## Set task:
Write out the entire listing below exactly as it appears, minus any pictures.

## Provided material:

▼

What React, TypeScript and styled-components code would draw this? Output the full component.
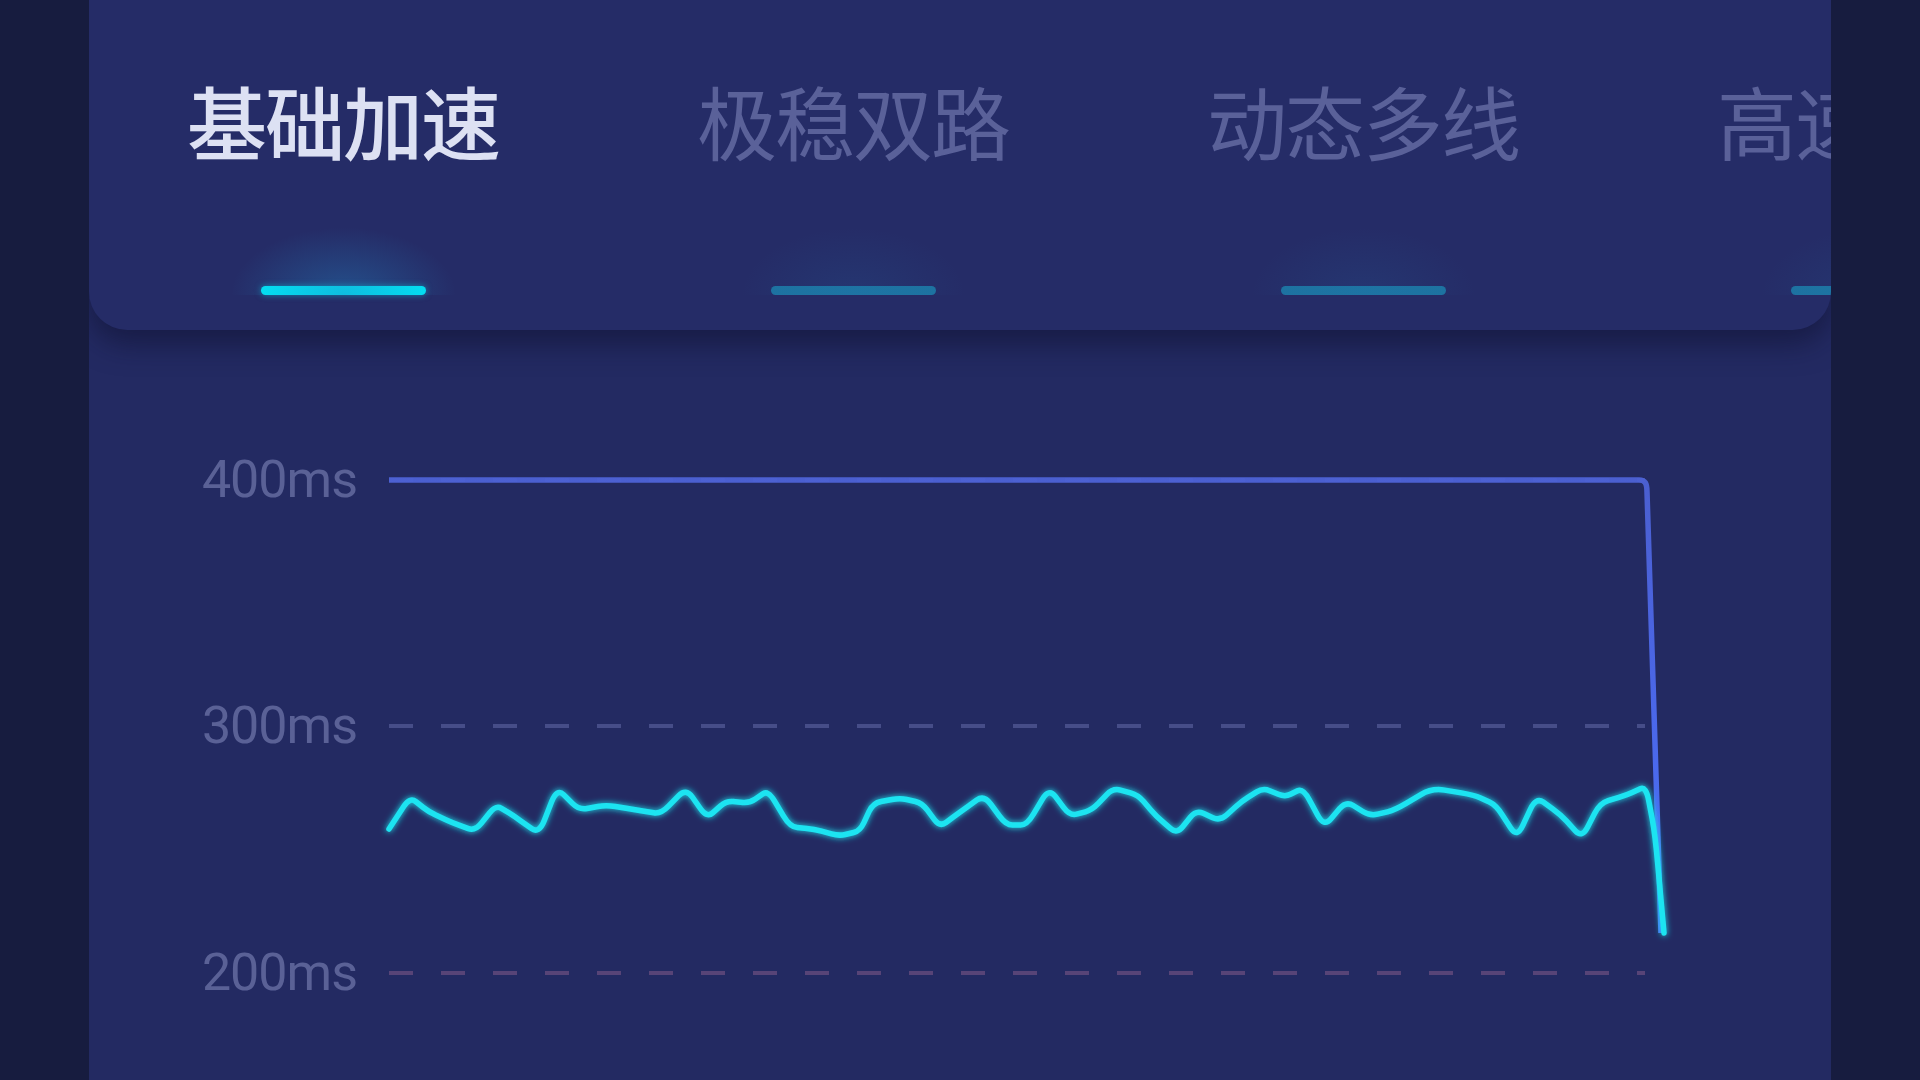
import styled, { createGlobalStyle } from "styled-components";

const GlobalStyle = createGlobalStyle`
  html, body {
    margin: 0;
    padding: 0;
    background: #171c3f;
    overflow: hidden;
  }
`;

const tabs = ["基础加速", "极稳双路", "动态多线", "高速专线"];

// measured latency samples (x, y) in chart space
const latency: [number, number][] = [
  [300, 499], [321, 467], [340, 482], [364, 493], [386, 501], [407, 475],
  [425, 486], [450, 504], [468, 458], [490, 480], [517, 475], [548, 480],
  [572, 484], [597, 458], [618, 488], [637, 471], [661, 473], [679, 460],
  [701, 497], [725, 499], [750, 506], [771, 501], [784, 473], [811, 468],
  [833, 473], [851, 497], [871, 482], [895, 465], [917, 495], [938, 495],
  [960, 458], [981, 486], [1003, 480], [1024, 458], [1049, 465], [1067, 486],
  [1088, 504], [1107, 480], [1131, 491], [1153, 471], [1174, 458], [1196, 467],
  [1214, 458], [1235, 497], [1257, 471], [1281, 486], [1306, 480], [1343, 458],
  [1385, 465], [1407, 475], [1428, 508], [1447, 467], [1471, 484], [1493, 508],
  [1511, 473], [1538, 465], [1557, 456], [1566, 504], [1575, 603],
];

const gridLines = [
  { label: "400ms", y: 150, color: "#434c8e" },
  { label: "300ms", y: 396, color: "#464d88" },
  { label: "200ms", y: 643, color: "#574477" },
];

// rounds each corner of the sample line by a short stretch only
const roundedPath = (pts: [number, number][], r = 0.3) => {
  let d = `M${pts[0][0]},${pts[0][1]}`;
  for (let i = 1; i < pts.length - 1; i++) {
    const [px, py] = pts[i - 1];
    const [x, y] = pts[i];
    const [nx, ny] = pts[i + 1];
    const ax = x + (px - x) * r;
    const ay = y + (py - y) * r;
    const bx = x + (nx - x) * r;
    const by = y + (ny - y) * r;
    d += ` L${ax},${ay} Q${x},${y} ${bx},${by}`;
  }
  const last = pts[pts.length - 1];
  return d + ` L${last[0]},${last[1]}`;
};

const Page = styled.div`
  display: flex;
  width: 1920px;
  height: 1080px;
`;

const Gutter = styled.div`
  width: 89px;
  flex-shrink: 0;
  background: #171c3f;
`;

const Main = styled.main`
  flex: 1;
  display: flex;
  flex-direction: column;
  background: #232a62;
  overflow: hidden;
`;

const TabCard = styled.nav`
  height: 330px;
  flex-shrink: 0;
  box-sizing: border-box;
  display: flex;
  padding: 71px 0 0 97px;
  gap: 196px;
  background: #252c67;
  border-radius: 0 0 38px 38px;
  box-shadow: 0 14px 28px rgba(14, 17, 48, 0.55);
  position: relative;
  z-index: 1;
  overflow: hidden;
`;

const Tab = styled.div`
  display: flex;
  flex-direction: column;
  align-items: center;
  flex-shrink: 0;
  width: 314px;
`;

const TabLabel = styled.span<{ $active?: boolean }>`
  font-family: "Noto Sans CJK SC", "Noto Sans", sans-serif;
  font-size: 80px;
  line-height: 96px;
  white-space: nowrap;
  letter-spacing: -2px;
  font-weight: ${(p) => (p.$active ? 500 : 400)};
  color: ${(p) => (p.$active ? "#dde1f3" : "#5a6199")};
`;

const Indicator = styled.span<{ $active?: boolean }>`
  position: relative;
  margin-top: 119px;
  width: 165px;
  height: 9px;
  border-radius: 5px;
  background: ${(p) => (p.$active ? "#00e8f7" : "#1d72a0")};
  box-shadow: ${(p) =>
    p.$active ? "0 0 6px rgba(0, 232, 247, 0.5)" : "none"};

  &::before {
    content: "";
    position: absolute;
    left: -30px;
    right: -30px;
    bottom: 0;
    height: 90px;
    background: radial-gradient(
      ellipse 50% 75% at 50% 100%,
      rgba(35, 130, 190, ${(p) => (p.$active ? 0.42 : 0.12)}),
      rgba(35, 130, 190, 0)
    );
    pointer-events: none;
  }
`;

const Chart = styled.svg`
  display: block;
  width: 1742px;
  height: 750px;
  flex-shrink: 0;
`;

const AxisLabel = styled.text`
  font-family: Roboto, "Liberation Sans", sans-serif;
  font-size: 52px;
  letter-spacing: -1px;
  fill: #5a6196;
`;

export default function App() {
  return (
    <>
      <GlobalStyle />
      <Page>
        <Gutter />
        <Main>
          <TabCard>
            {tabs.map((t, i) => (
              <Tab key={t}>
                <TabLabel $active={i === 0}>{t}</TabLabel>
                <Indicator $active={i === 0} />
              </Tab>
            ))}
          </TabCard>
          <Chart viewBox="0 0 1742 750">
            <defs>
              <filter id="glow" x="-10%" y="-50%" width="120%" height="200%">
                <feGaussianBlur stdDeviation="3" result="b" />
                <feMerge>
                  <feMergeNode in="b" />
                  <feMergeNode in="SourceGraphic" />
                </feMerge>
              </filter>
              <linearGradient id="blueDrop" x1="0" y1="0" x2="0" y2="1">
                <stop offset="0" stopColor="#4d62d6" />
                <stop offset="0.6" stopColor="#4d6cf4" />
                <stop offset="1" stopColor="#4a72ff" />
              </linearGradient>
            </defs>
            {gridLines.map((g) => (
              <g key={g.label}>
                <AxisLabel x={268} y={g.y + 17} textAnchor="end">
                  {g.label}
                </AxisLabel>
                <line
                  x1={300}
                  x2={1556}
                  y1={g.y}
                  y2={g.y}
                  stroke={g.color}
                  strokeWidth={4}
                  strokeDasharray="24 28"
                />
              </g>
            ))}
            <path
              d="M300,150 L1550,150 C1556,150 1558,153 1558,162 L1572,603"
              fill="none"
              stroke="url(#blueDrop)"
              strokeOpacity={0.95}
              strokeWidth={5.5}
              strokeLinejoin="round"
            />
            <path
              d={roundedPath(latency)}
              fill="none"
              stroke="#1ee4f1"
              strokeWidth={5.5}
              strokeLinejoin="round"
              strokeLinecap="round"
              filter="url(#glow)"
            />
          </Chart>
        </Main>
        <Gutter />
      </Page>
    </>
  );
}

▲

## Full output:
What React, TypeScript and styled-components code would draw this? Output the full component.
import styled, { createGlobalStyle } from "styled-components";

const GlobalStyle = createGlobalStyle`
  html, body {
    margin: 0;
    padding: 0;
    background: #171c3f;
    overflow: hidden;
  }
`;

const tabs = ["基础加速", "极稳双路", "动态多线", "高速专线"];

// measured latency samples (x, y) in chart space
const latency: [number, number][] = [
  [300, 499], [321, 467], [340, 482], [364, 493], [386, 501], [407, 475],
  [425, 486], [450, 504], [468, 458], [490, 480], [517, 475], [548, 480],
  [572, 484], [597, 458], [618, 488], [637, 471], [661, 473], [679, 460],
  [701, 497], [725, 499], [750, 506], [771, 501], [784, 473], [811, 468],
  [833, 473], [851, 497], [871, 482], [895, 465], [917, 495], [938, 495],
  [960, 458], [981, 486], [1003, 480], [1024, 458], [1049, 465], [1067, 486],
  [1088, 504], [1107, 480], [1131, 491], [1153, 471], [1174, 458], [1196, 467],
  [1214, 458], [1235, 497], [1257, 471], [1281, 486], [1306, 480], [1343, 458],
  [1385, 465], [1407, 475], [1428, 508], [1447, 467], [1471, 484], [1493, 508],
  [1511, 473], [1538, 465], [1557, 456], [1566, 504], [1575, 603],
];

const gridLines = [
  { label: "400ms", y: 150, color: "#434c8e" },
  { label: "300ms", y: 396, color: "#464d88" },
  { label: "200ms", y: 643, color: "#574477" },
];

// rounds each corner of the sample line by a short stretch only
const roundedPath = (pts: [number, number][], r = 0.3) => {
  let d = `M${pts[0][0]},${pts[0][1]}`;
  for (let i = 1; i < pts.length - 1; i++) {
    const [px, py] = pts[i - 1];
    const [x, y] = pts[i];
    const [nx, ny] = pts[i + 1];
    const ax = x + (px - x) * r;
    const ay = y + (py - y) * r;
    const bx = x + (nx - x) * r;
    const by = y + (ny - y) * r;
    d += ` L${ax},${ay} Q${x},${y} ${bx},${by}`;
  }
  const last = pts[pts.length - 1];
  return d + ` L${last[0]},${last[1]}`;
};

const Page = styled.div`
  display: flex;
  width: 1920px;
  height: 1080px;
`;

const Gutter = styled.div`
  width: 89px;
  flex-shrink: 0;
  background: #171c3f;
`;

const Main = styled.main`
  flex: 1;
  display: flex;
  flex-direction: column;
  background: #232a62;
  overflow: hidden;
`;

const TabCard = styled.nav`
  height: 330px;
  flex-shrink: 0;
  box-sizing: border-box;
  display: flex;
  padding: 71px 0 0 97px;
  gap: 196px;
  background: #252c67;
  border-radius: 0 0 38px 38px;
  box-shadow: 0 14px 28px rgba(14, 17, 48, 0.55);
  position: relative;
  z-index: 1;
  overflow: hidden;
`;

const Tab = styled.div`
  display: flex;
  flex-direction: column;
  align-items: center;
  flex-shrink: 0;
  width: 314px;
`;

const TabLabel = styled.span<{ $active?: boolean }>`
  font-family: "Noto Sans CJK SC", "Noto Sans", sans-serif;
  font-size: 80px;
  line-height: 96px;
  white-space: nowrap;
  letter-spacing: -2px;
  font-weight: ${(p) => (p.$active ? 500 : 400)};
  color: ${(p) => (p.$active ? "#dde1f3" : "#5a6199")};
`;

const Indicator = styled.span<{ $active?: boolean }>`
  position: relative;
  margin-top: 119px;
  width: 165px;
  height: 9px;
  border-radius: 5px;
  background: ${(p) => (p.$active ? "#00e8f7" : "#1d72a0")};
  box-shadow: ${(p) =>
    p.$active ? "0 0 6px rgba(0, 232, 247, 0.5)" : "none"};

  &::before {
    content: "";
    position: absolute;
    left: -30px;
    right: -30px;
    bottom: 0;
    height: 90px;
    background: radial-gradient(
      ellipse 50% 75% at 50% 100%,
      rgba(35, 130, 190, ${(p) => (p.$active ? 0.42 : 0.12)}),
      rgba(35, 130, 190, 0)
    );
    pointer-events: none;
  }
`;

const Chart = styled.svg`
  display: block;
  width: 1742px;
  height: 750px;
  flex-shrink: 0;
`;

const AxisLabel = styled.text`
  font-family: Roboto, "Liberation Sans", sans-serif;
  font-size: 52px;
  letter-spacing: -1px;
  fill: #5a6196;
`;

export default function App() {
  return (
    <>
      <GlobalStyle />
      <Page>
        <Gutter />
        <Main>
          <TabCard>
            {tabs.map((t, i) => (
              <Tab key={t}>
                <TabLabel $active={i === 0}>{t}</TabLabel>
                <Indicator $active={i === 0} />
              </Tab>
            ))}
          </TabCard>
          <Chart viewBox="0 0 1742 750">
            <defs>
              <filter id="glow" x="-10%" y="-50%" width="120%" height="200%">
                <feGaussianBlur stdDeviation="3" result="b" />
                <feMerge>
                  <feMergeNode in="b" />
                  <feMergeNode in="SourceGraphic" />
                </feMerge>
              </filter>
              <linearGradient id="blueDrop" x1="0" y1="0" x2="0" y2="1">
                <stop offset="0" stopColor="#4d62d6" />
                <stop offset="0.6" stopColor="#4d6cf4" />
                <stop offset="1" stopColor="#4a72ff" />
              </linearGradient>
            </defs>
            {gridLines.map((g) => (
              <g key={g.label}>
                <AxisLabel x={268} y={g.y + 17} textAnchor="end">
                  {g.label}
                </AxisLabel>
                <line
                  x1={300}
                  x2={1556}
                  y1={g.y}
                  y2={g.y}
                  stroke={g.color}
                  strokeWidth={4}
                  strokeDasharray="24 28"
                />
              </g>
            ))}
            <path
              d="M300,150 L1550,150 C1556,150 1558,153 1558,162 L1572,603"
              fill="none"
              stroke="url(#blueDrop)"
              strokeOpacity={0.95}
              strokeWidth={5.5}
              strokeLinejoin="round"
            />
            <path
              d={roundedPath(latency)}
              fill="none"
              stroke="#1ee4f1"
              strokeWidth={5.5}
              strokeLinejoin="round"
              strokeLinecap="round"
              filter="url(#glow)"
            />
          </Chart>
        </Main>
        <Gutter />
      </Page>
    </>
  );
}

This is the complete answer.